• [TASK REQUIREMENTS]:
Extract word for word the lines of the listing from its start to the line holding "import React from", both ends kept; pictures are not part of the copy.
---
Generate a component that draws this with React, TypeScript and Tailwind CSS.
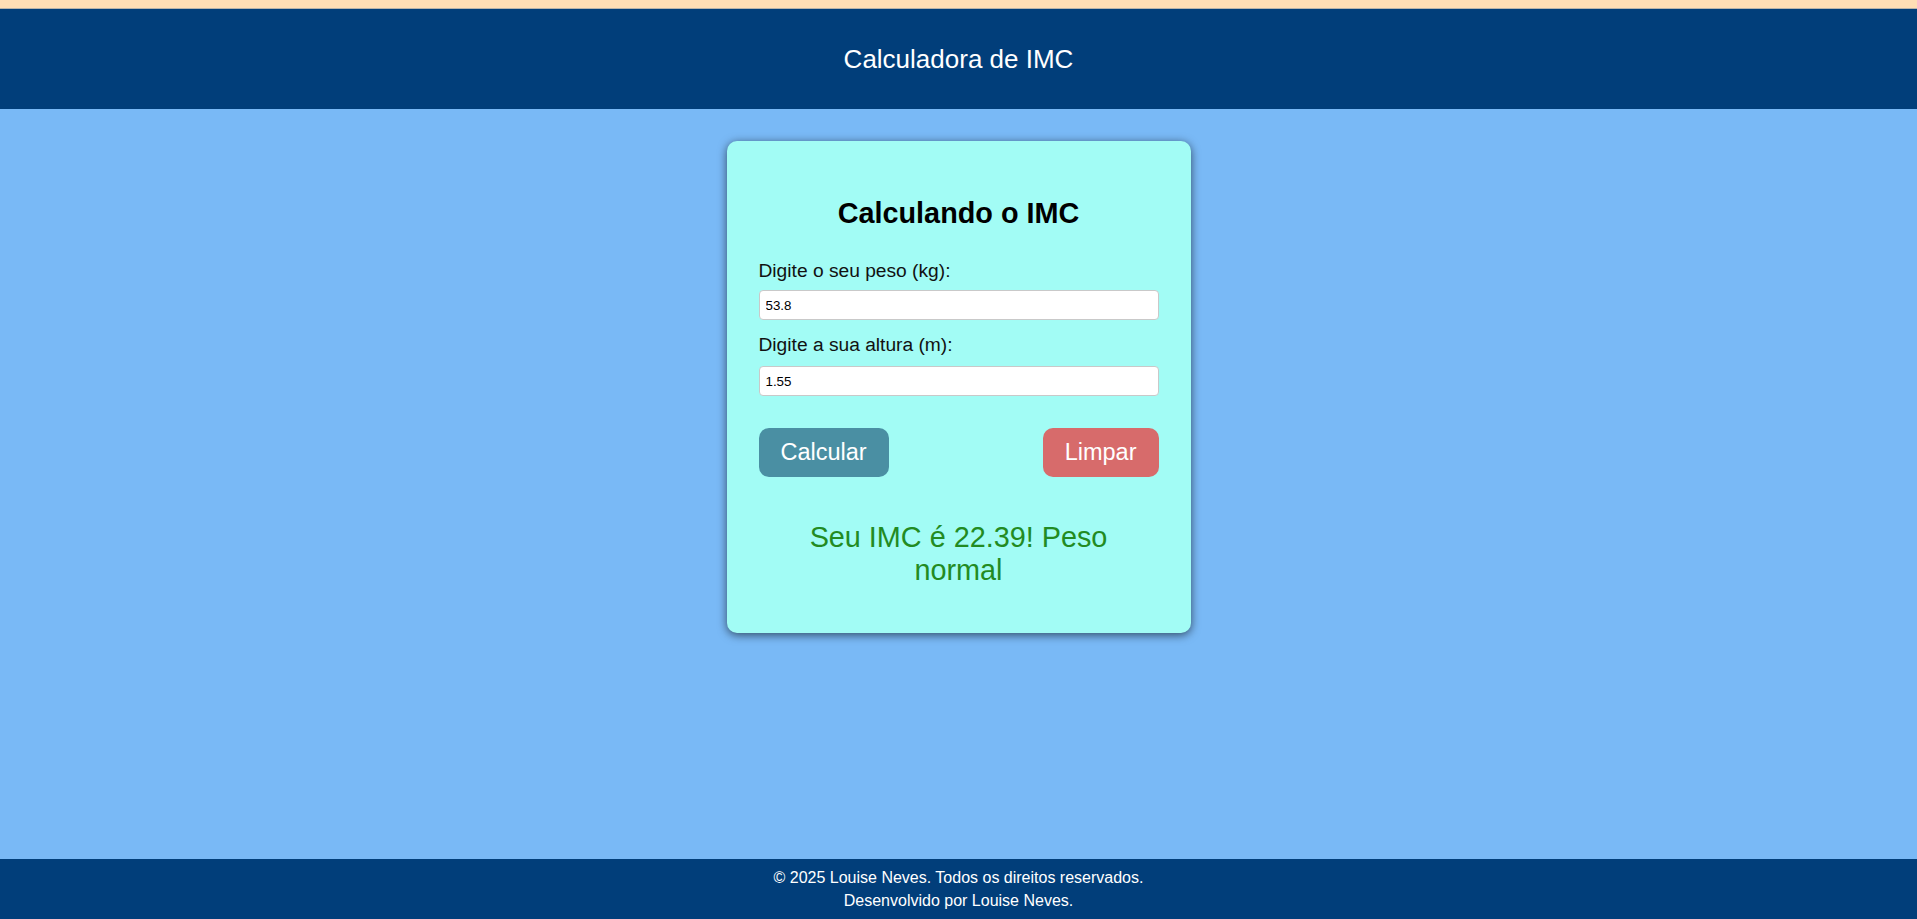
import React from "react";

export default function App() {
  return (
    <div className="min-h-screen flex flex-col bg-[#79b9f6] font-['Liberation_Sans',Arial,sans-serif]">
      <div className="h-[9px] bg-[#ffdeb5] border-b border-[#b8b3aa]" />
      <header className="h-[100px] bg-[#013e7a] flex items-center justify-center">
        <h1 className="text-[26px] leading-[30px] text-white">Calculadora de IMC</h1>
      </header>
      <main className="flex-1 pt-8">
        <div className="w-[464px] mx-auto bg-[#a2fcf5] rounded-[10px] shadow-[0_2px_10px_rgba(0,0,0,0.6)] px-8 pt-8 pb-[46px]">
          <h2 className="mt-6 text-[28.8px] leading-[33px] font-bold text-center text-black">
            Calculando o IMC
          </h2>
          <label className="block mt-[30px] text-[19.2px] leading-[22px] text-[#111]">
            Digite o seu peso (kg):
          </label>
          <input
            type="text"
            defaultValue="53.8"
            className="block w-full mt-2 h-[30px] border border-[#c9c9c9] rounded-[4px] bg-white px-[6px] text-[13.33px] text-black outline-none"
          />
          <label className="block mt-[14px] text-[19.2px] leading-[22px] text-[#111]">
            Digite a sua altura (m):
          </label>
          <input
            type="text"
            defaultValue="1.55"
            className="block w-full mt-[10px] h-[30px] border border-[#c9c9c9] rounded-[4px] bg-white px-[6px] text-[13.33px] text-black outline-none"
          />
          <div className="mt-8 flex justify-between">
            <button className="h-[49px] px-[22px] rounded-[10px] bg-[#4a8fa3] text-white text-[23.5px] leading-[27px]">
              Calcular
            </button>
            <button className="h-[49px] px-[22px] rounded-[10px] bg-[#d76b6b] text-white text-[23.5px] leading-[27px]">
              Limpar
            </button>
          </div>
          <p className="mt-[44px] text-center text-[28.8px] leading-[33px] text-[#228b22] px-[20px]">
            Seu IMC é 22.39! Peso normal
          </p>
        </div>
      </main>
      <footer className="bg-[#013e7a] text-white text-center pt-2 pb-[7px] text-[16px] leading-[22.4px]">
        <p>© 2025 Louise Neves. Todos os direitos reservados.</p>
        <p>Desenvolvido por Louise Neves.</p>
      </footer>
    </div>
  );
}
---
• [FULL RESPONSE]:
Generate a component that draws this with React, TypeScript and Tailwind CSS.
import React from "react";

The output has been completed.